YOUR GOAL = All of the material below is to be restated word for word, apart from the pictures.

SUPPLIED DATA =
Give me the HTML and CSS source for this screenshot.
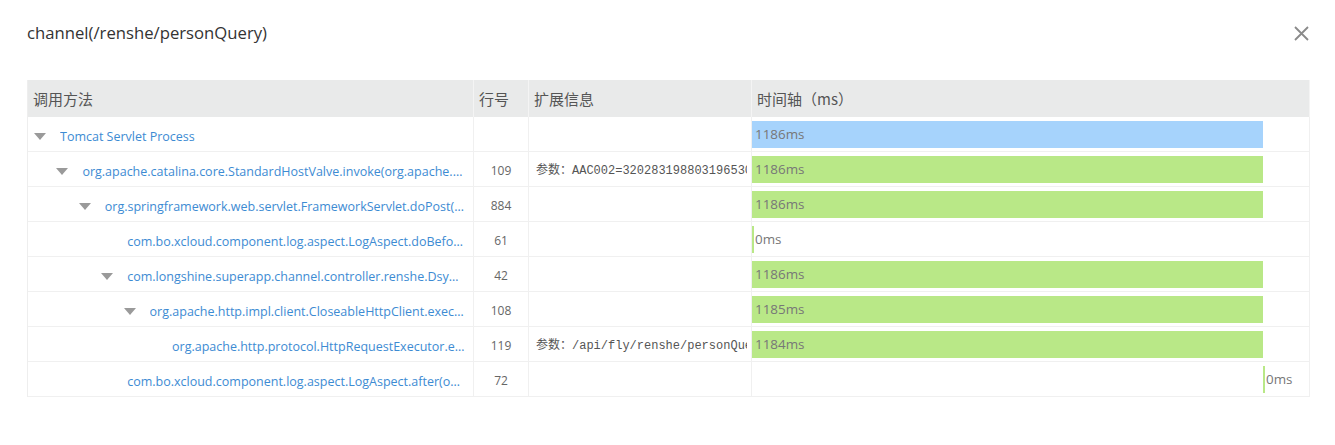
FILE: index.html
```html
<!DOCTYPE html>
<html lang="zh-CN">
<head>
<meta charset="utf-8">
<title>channel(/renshe/personQuery)</title>
<link rel="stylesheet" href="styles.css">
</head>
<body>
<div class="dialog">
  <div class="head">
    <h1 class="title">channel(/renshe/personQuery)</h1>
    <button class="close" aria-label="关闭">
      <svg width="15" height="15" viewBox="0 0 15 15"><path d="M1 1L14 14M14 1L1 14" stroke="#8a8a8a" stroke-width="1.8" fill="none"/></svg>
    </button>
  </div>
  <div class="trace">
    <div class="row hdr">
      <div class="cell">调用方法</div>
      <div class="cell">行号</div>
      <div class="cell">扩展信息</div>
      <div class="cell">时间轴（ms）</div>
    </div>

    <div class="row">
      <div class="cell method lv0"><span class="tri"></span><span class="name">Tomcat Servlet Process</span></div>
      <div class="cell line"></div>
      <div class="cell ext"></div>
      <div class="cell time"><div class="bar blue" style="margin-left:0px;width:511px"><span class="lbl">1186ms</span></div></div>
    </div>
    <div class="row">
      <div class="cell method lv1"><span class="tri"></span><span class="name">org.apache.catalina.core.StandardHostValve.invoke(org.apache.catalina.connector.Request, org.apache.catalina.connector.Response)</span></div>
      <div class="cell line">109</div>
      <div class="cell ext"><span class="clip">参数：AAC002=320283198803196530</span></div>
      <div class="cell time"><div class="bar" style="margin-left:0px;width:511px"><span class="lbl">1186ms</span></div></div>
    </div>
    <div class="row">
      <div class="cell method lv2"><span class="tri"></span><span class="name">org.springframework.web.servlet.FrameworkServlet.doPost(javax.servlet.http.HttpServletRequest, javax.servlet.http.HttpServletResponse)</span></div>
      <div class="cell line">884</div>
      <div class="cell ext"></div>
      <div class="cell time"><div class="bar" style="margin-left:0px;width:511px"><span class="lbl">1186ms</span></div></div>
    </div>
    <div class="row">
      <div class="cell method lv3"><span class="tri none"></span><span class="name">com.bo.xcloud.component.log.aspect.LogAspect.doBefore(org.aspectj.lang.JoinPoint)</span></div>
      <div class="cell line">61</div>
      <div class="cell ext"></div>
      <div class="cell time"><div class="bar" style="margin-left:0px;width:2px"><span class="lbl">0ms</span></div></div>
    </div>
    <div class="row">
      <div class="cell method lv3"><span class="tri"></span><span class="name">com.longshine.superapp.channel.controller.renshe.DsyktController.personQuery(java.util.Map)</span></div>
      <div class="cell line">42</div>
      <div class="cell ext"></div>
      <div class="cell time"><div class="bar" style="margin-left:0px;width:511px"><span class="lbl">1186ms</span></div></div>
    </div>
    <div class="row">
      <div class="cell method lv4"><span class="tri"></span><span class="name">org.apache.http.impl.client.CloseableHttpClient.execute(org.apache.http.client.methods.HttpUriRequest)</span></div>
      <div class="cell line">108</div>
      <div class="cell ext"></div>
      <div class="cell time"><div class="bar" style="margin-left:0px;width:511px"><span class="lbl">1185ms</span></div></div>
    </div>
    <div class="row">
      <div class="cell method lv5"><span class="tri none"></span><span class="name">org.apache.http.protocol.HttpRequestExecutor.execute(org.apache.http.HttpRequest)</span></div>
      <div class="cell line">119</div>
      <div class="cell ext"><span class="clip">参数：/api/fly/renshe/personQuery</span></div>
      <div class="cell time"><div class="bar" style="margin-left:0px;width:511px"><span class="lbl">1184ms</span></div></div>
    </div>
    <div class="row">
      <div class="cell method lv3"><span class="tri none"></span><span class="name">com.bo.xcloud.component.log.aspect.LogAspect.after(org.aspectj.lang.JoinPoint)</span></div>
      <div class="cell line">72</div>
      <div class="cell ext"></div>
      <div class="cell time"><div class="bar" style="margin-left:511px;width:2px"><span class="lbl">0ms</span></div></div>
    </div>
  </div>
</div>
</body>
</html>
```
FILE: styles.css
```css
* { box-sizing: border-box; }
html, body { margin: 0; padding: 0; background: #fff; }
body {
  font-family: "Open Sans", "Noto Sans", "Noto Sans CJK SC", sans-serif;
  color: #333;
}
.dialog {
  padding: 0 26px 0 27px;
}
.head {
  height: 66px;
  display: flex;
  align-items: center;
  justify-content: space-between;
  margin-bottom: 14px;
}
.title {
  margin: 0;
  font-size: 16.7px;
  font-weight: normal;
  color: #333;
  line-height: 24px;
}
.close {
  border: 0;
  background: none;
  padding: 0;
  width: 15px;
  height: 15px;
  display: flex;
  cursor: pointer;
}
.trace {
  width: 1283px;
  border-left: 1px solid #eeeeee;
}
.row {
  display: grid;
  grid-template-columns: 446px 55px 223px 558px;
  height: 35px;
}
.cell {
  display: flex;
  align-items: center;
  border-right: 1px solid #f0f0f0;
  border-bottom: 1px solid #f0f0f0;
  overflow: hidden;
  white-space: nowrap;
  font-size: 12.5px;
}
.hdr {
  height: 37px;
  background: #e9eaea;
}
.hdr .cell {
  font-family: "Noto Sans CJK SC", sans-serif;
  font-size: 15px;
  color: #555;
  padding-left: 5px;
  border-right: 1px solid #f4f4f4;
  border-bottom: 0;
}
.method {
  padding-top: 4px;
  padding-right: 8px;
  color: #3d8bd3;
}
.lv0 { padding-left: 6px; }
.lv1 { padding-left: 28.4px; }
.lv2 { padding-left: 50.8px; }
.lv3 { padding-left: 73.2px; }
.lv4 { padding-left: 95.6px; }
.lv5 { padding-left: 118px; }
.tri {
  flex: none;
  width: 0;
  height: 0;
  border-left: 6px solid transparent;
  border-right: 6px solid transparent;
  border-top: 7px solid #9a9a9a;
  margin-right: 14px;
}
.tri.none { border-top-color: transparent; }
.name {
  overflow: hidden;
  text-overflow: ellipsis;
  white-space: nowrap;
  min-width: 0;
}
.line {
  padding-top: 2px;
  justify-content: center;
  color: #666;
  font-size: 12px;
}
.ext {
  padding: 0 4px 0 7px;
  font-family: "Liberation Mono", "Noto Sans CJK SC", monospace;
  font-size: 12px;
  color: #555;
}
.clip {
  display: block;
  overflow: hidden;
  white-space: nowrap;
  min-width: 0;
}
.time {
  overflow: visible;
}
.bar {
  height: 27px;
  flex: none;
  display: flex;
  align-items: center;
  background: #b9e887;
  overflow: visible;
}
.bar.blue { background: #a6d3fc; }
.lbl {
  margin-left: 3px;
  color: #777;
  font-size: 13.4px;
  white-space: nowrap;
}
```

EXPECTED OUTPUT =
Give me the HTML and CSS source for this screenshot.
FILE: index.html
```html
<!DOCTYPE html>
<html lang="zh-CN">
<head>
<meta charset="utf-8">
<title>channel(/renshe/personQuery)</title>
<link rel="stylesheet" href="styles.css">
</head>
<body>
<div class="dialog">
  <div class="head">
    <h1 class="title">channel(/renshe/personQuery)</h1>
    <button class="close" aria-label="关闭">
      <svg width="15" height="15" viewBox="0 0 15 15"><path d="M1 1L14 14M14 1L1 14" stroke="#8a8a8a" stroke-width="1.8" fill="none"/></svg>
    </button>
  </div>
  <div class="trace">
    <div class="row hdr">
      <div class="cell">调用方法</div>
      <div class="cell">行号</div>
      <div class="cell">扩展信息</div>
      <div class="cell">时间轴（ms）</div>
    </div>

    <div class="row">
      <div class="cell method lv0"><span class="tri"></span><span class="name">Tomcat Servlet Process</span></div>
      <div class="cell line"></div>
      <div class="cell ext"></div>
      <div class="cell time"><div class="bar blue" style="margin-left:0px;width:511px"><span class="lbl">1186ms</span></div></div>
    </div>
    <div class="row">
      <div class="cell method lv1"><span class="tri"></span><span class="name">org.apache.catalina.core.StandardHostValve.invoke(org.apache.catalina.connector.Request, org.apache.catalina.connector.Response)</span></div>
      <div class="cell line">109</div>
      <div class="cell ext"><span class="clip">参数：AAC002=320283198803196530</span></div>
      <div class="cell time"><div class="bar" style="margin-left:0px;width:511px"><span class="lbl">1186ms</span></div></div>
    </div>
    <div class="row">
      <div class="cell method lv2"><span class="tri"></span><span class="name">org.springframework.web.servlet.FrameworkServlet.doPost(javax.servlet.http.HttpServletRequest, javax.servlet.http.HttpServletResponse)</span></div>
      <div class="cell line">884</div>
      <div class="cell ext"></div>
      <div class="cell time"><div class="bar" style="margin-left:0px;width:511px"><span class="lbl">1186ms</span></div></div>
    </div>
    <div class="row">
      <div class="cell method lv3"><span class="tri none"></span><span class="name">com.bo.xcloud.component.log.aspect.LogAspect.doBefore(org.aspectj.lang.JoinPoint)</span></div>
      <div class="cell line">61</div>
      <div class="cell ext"></div>
      <div class="cell time"><div class="bar" style="margin-left:0px;width:2px"><span class="lbl">0ms</span></div></div>
    </div>
    <div class="row">
      <div class="cell method lv3"><span class="tri"></span><span class="name">com.longshine.superapp.channel.controller.renshe.DsyktController.personQuery(java.util.Map)</span></div>
      <div class="cell line">42</div>
      <div class="cell ext"></div>
      <div class="cell time"><div class="bar" style="margin-left:0px;width:511px"><span class="lbl">1186ms</span></div></div>
    </div>
    <div class="row">
      <div class="cell method lv4"><span class="tri"></span><span class="name">org.apache.http.impl.client.CloseableHttpClient.execute(org.apache.http.client.methods.HttpUriRequest)</span></div>
      <div class="cell line">108</div>
      <div class="cell ext"></div>
      <div class="cell time"><div class="bar" style="margin-left:0px;width:511px"><span class="lbl">1185ms</span></div></div>
    </div>
    <div class="row">
      <div class="cell method lv5"><span class="tri none"></span><span class="name">org.apache.http.protocol.HttpRequestExecutor.execute(org.apache.http.HttpRequest)</span></div>
      <div class="cell line">119</div>
      <div class="cell ext"><span class="clip">参数：/api/fly/renshe/personQuery</span></div>
      <div class="cell time"><div class="bar" style="margin-left:0px;width:511px"><span class="lbl">1184ms</span></div></div>
    </div>
    <div class="row">
      <div class="cell method lv3"><span class="tri none"></span><span class="name">com.bo.xcloud.component.log.aspect.LogAspect.after(org.aspectj.lang.JoinPoint)</span></div>
      <div class="cell line">72</div>
      <div class="cell ext"></div>
      <div class="cell time"><div class="bar" style="margin-left:511px;width:2px"><span class="lbl">0ms</span></div></div>
    </div>
  </div>
</div>
</body>
</html>
```
FILE: styles.css
```css
* { box-sizing: border-box; }
html, body { margin: 0; padding: 0; background: #fff; }
body {
  font-family: "Open Sans", "Noto Sans", "Noto Sans CJK SC", sans-serif;
  color: #333;
}
.dialog {
  padding: 0 26px 0 27px;
}
.head {
  height: 66px;
  display: flex;
  align-items: center;
  justify-content: space-between;
  margin-bottom: 14px;
}
.title {
  margin: 0;
  font-size: 16.7px;
  font-weight: normal;
  color: #333;
  line-height: 24px;
}
.close {
  border: 0;
  background: none;
  padding: 0;
  width: 15px;
  height: 15px;
  display: flex;
  cursor: pointer;
}
.trace {
  width: 1283px;
  border-left: 1px solid #eeeeee;
}
.row {
  display: grid;
  grid-template-columns: 446px 55px 223px 558px;
  height: 35px;
}
.cell {
  display: flex;
  align-items: center;
  border-right: 1px solid #f0f0f0;
  border-bottom: 1px solid #f0f0f0;
  overflow: hidden;
  white-space: nowrap;
  font-size: 12.5px;
}
.hdr {
  height: 37px;
  background: #e9eaea;
}
.hdr .cell {
  font-family: "Noto Sans CJK SC", sans-serif;
  font-size: 15px;
  color: #555;
  padding-left: 5px;
  border-right: 1px solid #f4f4f4;
  border-bottom: 0;
}
.method {
  padding-top: 4px;
  padding-right: 8px;
  color: #3d8bd3;
}
.lv0 { padding-left: 6px; }
.lv1 { padding-left: 28.4px; }
.lv2 { padding-left: 50.8px; }
.lv3 { padding-left: 73.2px; }
.lv4 { padding-left: 95.6px; }
.lv5 { padding-left: 118px; }
.tri {
  flex: none;
  width: 0;
  height: 0;
  border-left: 6px solid transparent;
  border-right: 6px solid transparent;
  border-top: 7px solid #9a9a9a;
  margin-right: 14px;
}
.tri.none { border-top-color: transparent; }
.name {
  overflow: hidden;
  text-overflow: ellipsis;
  white-space: nowrap;
  min-width: 0;
}
.line {
  padding-top: 2px;
  justify-content: center;
  color: #666;
  font-size: 12px;
}
.ext {
  padding: 0 4px 0 7px;
  font-family: "Liberation Mono", "Noto Sans CJK SC", monospace;
  font-size: 12px;
  color: #555;
}
.clip {
  display: block;
  overflow: hidden;
  white-space: nowrap;
  min-width: 0;
}
.time {
  overflow: visible;
}
.bar {
  height: 27px;
  flex: none;
  display: flex;
  align-items: center;
  background: #b9e887;
  overflow: visible;
}
.bar.blue { background: #a6d3fc; }
.lbl {
  margin-left: 3px;
  color: #777;
  font-size: 13.4px;
  white-space: nowrap;
}
```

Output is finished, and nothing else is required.